Morning Report – Are We Japan? 8/20/14

Stocks are lower this morning on no real news. Bonds and MBS are flat.

Mortgage Applications rose 1.4% last week. Purchases fell .4%, while refis rose 2.7%. The 30 year fixed rate mortgage finally fell six basis points after stubbornly resisting the moves in the bond market.

Later on today, we will get the FOMC minutes. While there were no changes to the economic forecasts, the markets will be looking to see if the circle of hawks is growing.

Job growth is mainly at the low end of the pay scale. But the wage growth is mainly at the high end. The US labor market is incredibly bifurcated at the moment. This is certainly what keeps Janet Yellen up at night, although the bigger question is whether the Fed can really do anything about it.

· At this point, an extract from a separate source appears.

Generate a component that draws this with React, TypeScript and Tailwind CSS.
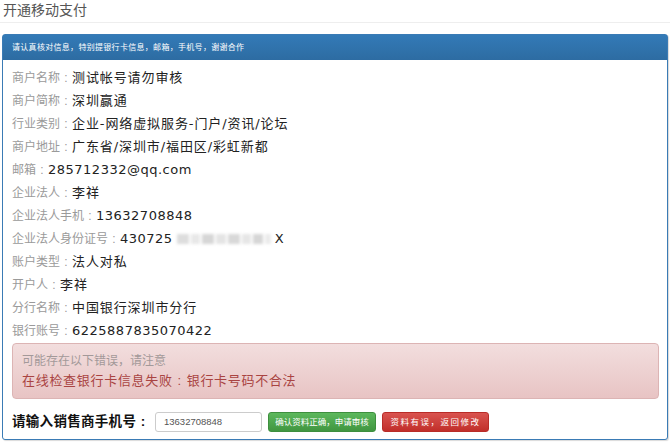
import React from "react";

const rows: { label: string; value: React.ReactNode; cn?: boolean }[] = [
  { label: "商户名称", value: "测试帐号请勿审核", cn: true },
  { label: "商户简称", value: "深圳赢通", cn: true },
  { label: "行业类别", value: "企业-网络虚拟服务-门户/资讯/论坛", cn: true },
  { label: "商户地址", value: "广东省/深圳市/福田区/彩虹新都", cn: true },
  { label: "邮箱", value: "285712332@qq.com" },
  { label: "企业法人", value: "李祥", cn: true },
  { label: "企业法人手机", value: "13632708848" },
  {
    label: "企业法人身份证号",
    value: (
      <span className="inline-flex items-center">
        430725
        <span className="mx-[4px] inline-flex h-[12px] w-[94px] items-center gap-[2px] blur-[1.5px]">
          <span className="h-[10px] w-[14px] bg-[#dddddd]" />
          <span className="h-[10px] w-[10px] bg-[#e8e8e8]" />
          <span className="h-[10px] w-[14px] bg-[#d6d6d6]" />
          <span className="h-[10px] w-[12px] bg-[#e4e4e4]" />
          <span className="h-[10px] w-[14px] bg-[#d8d8d8]" />
          <span className="h-[10px] w-[10px] bg-[#e6e6e6]" />
          <span className="h-[10px] w-[12px] bg-[#d6d6d6]" />
          <span className="h-[10px] w-[6px] bg-[#ebebeb]" />
        </span>
        X
      </span>
    ),
  },
  { label: "账户类型", value: "法人对私", cn: true },
  { label: "开户人", value: "李祥", cn: true },
  { label: "分行名称", value: "中国银行深圳市分行", cn: true },
  { label: "银行账号", value: "6225887835070422" },
];

const font = { fontFamily: '"Liberation Sans", "Noto Sans CJK SC", sans-serif' };
const valFont = { fontFamily: '"DejaVu Sans", "Noto Sans CJK SC", sans-serif' };

function Colon({ w = "w-[12px]" }: { w?: string }) {
  return <span className={"inline-block text-center " + w}>:</span>;
}

export default function App() {
  return (
    <div className="h-[443px] w-[670px] overflow-hidden bg-white" style={font}>
      <div className="h-[23px] border-b border-[#eeeeee] pl-[3px] text-[14px] leading-[20px] text-[#555]">
        开通移动支付
      </div>
      <div className="mx-[2px] mt-[11px] rounded-[3px] border border-[#3a7bb5] bg-white shadow-[1px_1px_1px_rgba(0,0,0,0.15)]">
        <div className="h-[25px] bg-gradient-to-b from-[#337ab7] to-[#2d6ca2] pl-[9px] text-[8px] leading-[25px] tracking-[0.3px] text-white">
          请认真核对信息，特别提银行卡信息，邮箱，手机号，谢谢合作
        </div>
        <div className="pb-[7px] pl-[9px] pr-[8px] pt-[6px]">
          <div className="flex flex-col">
            {rows.map((r) => (
              <div key={r.label} className="flex h-[23px] items-center">
                <span className="text-[12px] text-[#9a9a9a]">
                  {r.label}
                  <Colon />
                </span>
                <span
                  className={
                    r.cn
                      ? "text-[13px] tracking-[0.9px] text-[#222]"
                      : "text-[13px] tracking-[0.5px] text-[#222]"
                  }
                  style={valFont}
                >
                  {r.value}
                </span>
              </div>
            ))}
          </div>
          <div className="mt-[1px] rounded-[4px] border border-[#dcb4b4] bg-gradient-to-b from-[#f2dede] to-[#e8c4c4] pb-[7px] pl-[9px] pt-[7px]">
            <div className="text-[12px] leading-[20px] text-[#a39999]">可能存在以下错误，请注意</div>
            <div className="text-[13px] leading-[20px] tracking-[0.7px] text-[#a94442]">
              在线检查银行卡信息失败
              <Colon w="w-[14px]" />
              银行卡号码不合法
            </div>
          </div>
          <div className="mt-[13px] flex h-[20px] items-center">
            <span className="w-[143px] text-[13.5px] font-bold tracking-[0.3px] text-[#111]">
              请输入销售商手机号
              <Colon w="w-[14px]" />
            </span>
            <div className="flex h-[20px] w-[107px] items-center rounded-[3px] border border-[#cccccc] pl-[8px] text-[9.5px] text-[#555]">
              13632708848
            </div>
            <button className="ml-[6px] flex h-[20px] w-[108px] items-center justify-center rounded-[3px] border border-[#3e8f3e] bg-gradient-to-b from-[#5cb85c] to-[#419641] text-[8.5px] text-white">
              确认资料正确，申请审核
            </button>
            <button className="ml-[6px] flex h-[20px] w-[107px] items-center justify-center rounded-[3px] border border-[#b92c28] bg-gradient-to-b from-[#d9534f] to-[#c12e2a] text-[8.5px] tracking-[1.5px] text-white">
              资料有误，返回修改
            </button>
          </div>
        </div>
      </div>
    </div>
  );
}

BlackRock chief investment strategist Russ Koesterich is saying that bonds have it right, stocks have it wrong with respect to the view of the economy. The higher debt levels will act as a drag on growth for the next decade or two. In other words, we are Japan, and Reinhart / Rogoff are right. This is of course heresy to Dr. Cowbell, who believes the solution to the economic morass is to borrow more (since rates are so low) and to spend it on infrastructure. Japan did exactly what Krugman wanted, and took their debt to GDP ratio to 2.2x and has had little to no economic growth for a generation. As a point of reference, our debt to GDP ratio just over 106%, however the Fed owns about a quarter of that (through QE) so it is really debt we owe ourselves.

Foreclosure starts and Delinquencies ticked up in June, according to Black Knight Financial Services (formerly known as Lender Processing Services or LPS). DQs increased to 5.7% from 5.62% in May, while foreclosure starts ticked up to 88.3k vs 86.3k a month before. On a year over year basis, foreclosures starts are down 19%. Inventory continues to be concentrated in the judicial states of NY, NJ, and FL. Short sale discounts continue to narrow, while the REO discount is flat.